September 3: “A Jap Is A Jap: The films of World War II. Film: Bataan (1943)  Reading: “The Beast in the Jungle” from Hollywood Goes To War by Clayton R. Koppes and Gregory D. Black

World War II Term Sheet
"The Beast in the Jungle" reading

September 10: "Hollywood and the Cold War” (1) Film: Invasion of the Body Snatchers (1956). Invasion of the Body Snatchers Term Sheet
    Reading:  Whitfield, Chapters 1-4, and especially 6; Chafe, chapters 2; Hollywood and the Cold War, part 1 Term Sheet

September 17: Hollywood and Cold War(2): Film: On The Waterfront (1954) Reading; Chafe, chapter 3 (section:”The Politics of Anti-Communism.”); Whitfield, chapters 5-8; Hollywood and the Cold War, part 2 Term Sheet

Online essays: Billingsley Best Witness; Navasky

September 24: Hollywood and the  Bomb" Film: Dr. Strangelove (1964). Reading: Whitfield, chapter 9, especially pp.218-225.   Term Sheet. Hollywood and the Bomb Term Sheet

October 1: “Camelot,” Film: JFK (1991)-- Reading:  Chafe, Chapter 7: John F. Kennedy; Toplin, chapter 2. JFK Term Sheet. MIDTERM EXAM DISTRIBUTED.

October 8: “Hollywood and Race” Film: In the Heat of the Night (1967); Reading: online; Harris, 51-59,80-84,138-147,177-180,203-206,217-227,332 (last paragraph)—336, 347 (last paragraph)—351, Epilogue, 425 (“Shortly after…)—426. Term Sheet.

MIDTERM DUE. No Extensions except for extraordinary reasons that must be documented.

October 15: “Hollywood and Race”(2). Film: Mississippi Burning (1989)
    Reading: Toplin, chapter 1 (Mississippi Burning;); Chafe, chapter 6, 7 (“The Year of Promise” section), 11 (“From Civil Rights to Black Power—A Paradigm” section). Term Sheet. See also Mississipi Burning Trial on site.


http://law2.umkc.edu/faculty/projects/ftrials/price&bowers/price&bowers.htm

http://www.thedailybeast.com/articles/2013/09/15/40-years-for-justice-did-the-fbi-cover-for-the-birmingham-bombers.html

October 22: Hollywood and Race (3). Film: King: From Memphis To Montgomery—The Documentary and History.

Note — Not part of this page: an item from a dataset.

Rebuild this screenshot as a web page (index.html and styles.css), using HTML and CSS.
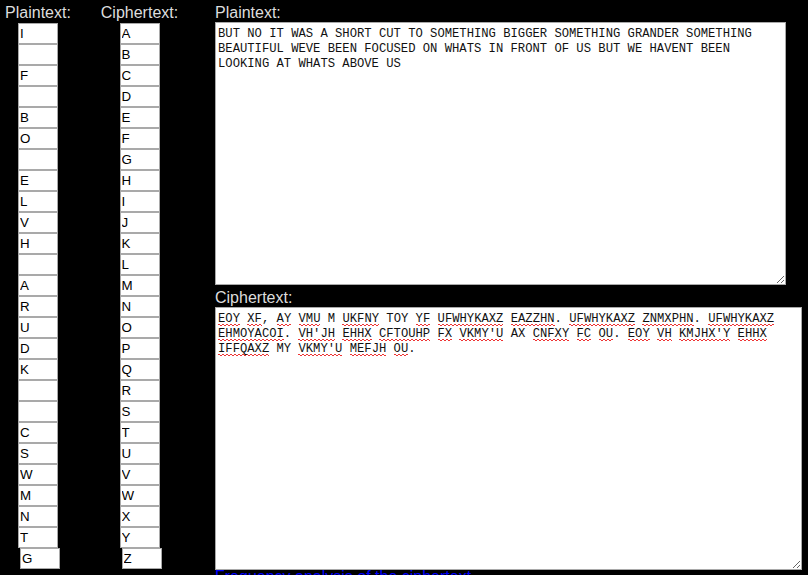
FILE: index.html
```html
<!DOCTYPE html>
<html lang="en">
<head>
<meta charset="utf-8">
<title>Substitution cipher</title>
<link rel="stylesheet" href="styles.css">
</head>
<body>
<main class="page">
  <section class="key-col key-plain">
    <div class="label">Plaintext:</div>
    <input class="cell" value="I">
    <input class="cell" value="">
    <input class="cell" value="F">
    <input class="cell" value="">
    <input class="cell" value="B">
    <input class="cell" value="O">
    <input class="cell" value="">
    <input class="cell" value="E">
    <input class="cell" value="L">
    <input class="cell" value="V">
    <input class="cell" value="H">
    <input class="cell" value="">
    <input class="cell" value="A">
    <input class="cell" value="R">
    <input class="cell" value="U">
    <input class="cell" value="D">
    <input class="cell" value="K">
    <input class="cell" value="">
    <input class="cell" value="">
    <input class="cell" value="C">
    <input class="cell" value="S">
    <input class="cell" value="W">
    <input class="cell" value="M">
    <input class="cell" value="N">
    <input class="cell" value="T">
    <input class="cell cell-last" value="G">
  </section>
  <section class="key-col key-cipher">
    <div class="label">Ciphertext:</div>
    <input class="cell" value="A" readonly>
    <input class="cell" value="B" readonly>
    <input class="cell" value="C" readonly>
    <input class="cell" value="D" readonly>
    <input class="cell" value="E" readonly>
    <input class="cell" value="F" readonly>
    <input class="cell" value="G" readonly>
    <input class="cell" value="H" readonly>
    <input class="cell" value="I" readonly>
    <input class="cell" value="J" readonly>
    <input class="cell" value="K" readonly>
    <input class="cell" value="L" readonly>
    <input class="cell" value="M" readonly>
    <input class="cell" value="N" readonly>
    <input class="cell" value="O" readonly>
    <input class="cell" value="P" readonly>
    <input class="cell" value="Q" readonly>
    <input class="cell" value="R" readonly>
    <input class="cell" value="S" readonly>
    <input class="cell" value="T" readonly>
    <input class="cell" value="U" readonly>
    <input class="cell" value="V" readonly>
    <input class="cell" value="W" readonly>
    <input class="cell" value="X" readonly>
    <input class="cell" value="Y" readonly>
    <input class="cell cell-last" value="Z" readonly>
  </section>
  <section class="text-col">
    <div class="label label-wide">Plaintext:</div>
    <textarea class="pad pad-plain" spellcheck="false">BUT NO IT WAS A SHORT CUT TO SOMETHING BIGGER SOMETHING GRANDER SOMETHING BEAUTIFUL WEVE BEEN FOCUSED ON WHATS IN FRONT OF US BUT WE HAVENT BEEN LOOKING AT WHATS ABOVE US</textarea>
    <div class="label label-wide label-gap">Ciphertext:</div>
    <div class="pad pad-cipher" role="textbox" aria-multiline="true"><span class="sp">EOY</span> <span class="sp">XF</span>, <span class="sp">AY</span> <span class="sp">VMU</span> M <span class="sp">UKFNY</span> TOY <span class="sp">YF</span> <span class="sp">UFWHYKAXZ</span> <span class="sp">EAZZHN</span>. <span class="sp">UFWHYKAXZ</span> <span class="sp">ZNMXPHN</span>. <span class="sp">UFWHYKAXZ</span> <span class="sp">EHMOYACOI</span>. <span class="sp">VH'JH</span> <span class="sp">EHHX</span> <span class="sp">CFTOUHP</span> <span class="sp">FX</span> <span class="sp">VKMY'U</span> AX <span class="sp">CNFXY</span> <span class="sp">FC</span> <span class="sp">OU</span>. <span class="sp">EOY</span> <span class="sp">VH</span> <span class="sp">KMJHX'Y</span> <span class="sp">EHHX</span> <span class="sp">IFFQAXZ</span> MY <span class="sp">VKMY'U</span> <span class="sp">MEFJH</span> <span class="sp">OU</span>.</div>
    <a class="link" href="#">Frequency analysis of the ciphertext</a>
  </section>
</main>
</body>
</html>
```

FILE: styles.css
```css
html, body {
  margin: 0;
  padding: 0;
  background: #000;
  overflow: hidden;
}

body {
  font-family: "Liberation Sans", Arial, sans-serif;
}

.page {
  display: flex;
  align-items: flex-start;
  padding: 4px 0 0 5px;
}

.key-col {
  display: flex;
  flex-direction: column;
  align-items: center;
}

.key-plain {
  width: 66px;
}

.key-cipher {
  width: 77px;
  margin-left: 30px;
}

.label {
  color: #ddd;
  font-size: 16px;
  line-height: 18px;
  height: 19px;
  white-space: nowrap;
}

.label-wide {
  height: 18px;
}

.label-gap {
  margin-top: 4px;
}

.cell {
  box-sizing: border-box;
  display: block;
  width: 40px;
  height: 21px;
  margin: 0;
  padding: 0 1px;
  border: 1px solid #a9a9a9;
  border-radius: 0;
  background: #fff;
  color: #000;
  font-family: "Liberation Sans", Arial, sans-serif;
  font-size: 13.33px;
  outline: none;
}

.cell-last {
  margin-left: 4px;
}

.text-col {
  display: flex;
  flex-direction: column;
  align-items: flex-start;
  margin-left: 37px;
}

.pad {
  box-sizing: border-box;
  display: block;
  margin: 0;
  padding: 4px 2px;
  border: 1px solid #a9a9a9;
  border-radius: 0;
  background: #fff;
  color: #111;
  font-family: "Liberation Mono", "DejaVu Sans Mono", monospace;
  font-size: 12.2px;
  line-height: 15px;
  resize: both;
  outline: none;
}

.pad-plain {
  width: 571px;
  height: 263px;
}

.pad-cipher {
  width: 587px;
  height: 263px;
  overflow: auto;
  white-space: pre-wrap;
  overflow-wrap: break-word;
}

.sp {
  background-image:
    linear-gradient(to right, #e33 50%, transparent 50%),
    linear-gradient(to right, transparent 50%, #e33 50%);
  background-size: 4px 1px, 4px 1px;
  background-position: 0 calc(100% - 1px), 0 100%;
  background-repeat: repeat-x;
}

.link {
  display: block;
  margin-top: -2px;
  color: #00f;
  font-size: 16px;
  line-height: 18px;
  text-decoration: none;
}
```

Film will viewed in class.
  May, Bending Toward Justice, entire book. See also http://billmoyers.com/segment/gary-may-on-the-long-assault-on-our-voting-rights/

October 29: “Hollywood and the 60s. Film: The Graduate (1968).Reading: Auster, chapter 4; Toplin, pp.129-153; Chafe, chapters 11,12, Harris, 47-51,69-74,116-122, 269 (last paragraph)-276,290-295,310-320,358—365,380-385,394-397(end at paragraph 2), Epilogue: pp.418-419,422(“Mike Nichols…”)—423 (first two paragraphs). Term Sheet.

November 5: "Hollywood and Vietnam" – Film: Apocalypse Now (1979) Reading: Chafe, Chapter 9, 10,12 (“January and February” section). FILM ESSAY DUE TONIGHT.

Term Sheet. Apocalypse Now (1979) Term Sheet

November 12: America Turns Right- Film: Dirty Harry (1971). Reading, Chafe, chapters 13-14. Dirty Harry Term Sheet

November 19: Hollywood’s Watergate. Film: All The President’s Men (1976)
   reading:  Toplin, chapter 7; Chafe, Chapter 13, (“The Downfall of the Imperial President” section.)  Term Sheet.

November 26: NO CLASS

December 3: Last Class.  “Greed Is Good”—The 1980s. Film: Risky Business (1983)
    reading: Chafe, Chapter 15. Risky Business Term Sheet.

History 221 Essay Assignment

EXAMINATIONS: There will be one take-home midterm exam, a short film essay,  and a take-home final exam. The midterm exam will count 35% and will be passed out in class on October 1 and is due in class on October 8. The film essay—15%-- is due on November 5. Final Exam—50%--date TBA.

CLASS READINGS: Students are REQUIRED to read the assigned books. Questions on the exams cannot be fully answered without drawing on class readings. Repeating lecture material-even perfectly-will not earn a student a passing grade, without evidence that the reading has been done and incorporated into answers.

STUDENT BEHAVIOR: Students have the right to expect that their instructors present organized and-hopefully-interesting lectures. Professors have hopes and expectations too. Students are expected to arrive in class on time and for the rest of the hour to listen attentively and ask lively questions. Reading, chatting with friends, bolting for the door when a film is being shown, or sleeping is NOT acceptable behavior, and will be dealt with according to the STUDENT HANDBOOK ON ACADEMIC DISHONESTY AND BEHAVIOR. Students should obtain a copy and be familiar with its policies on behavior, cheating, and plagiarism because they will be followed in this course.

IF YOU FIND THESE POLICIES UNACCEPTABLE, PLEASE DO NOT TAKE THIS COURSE.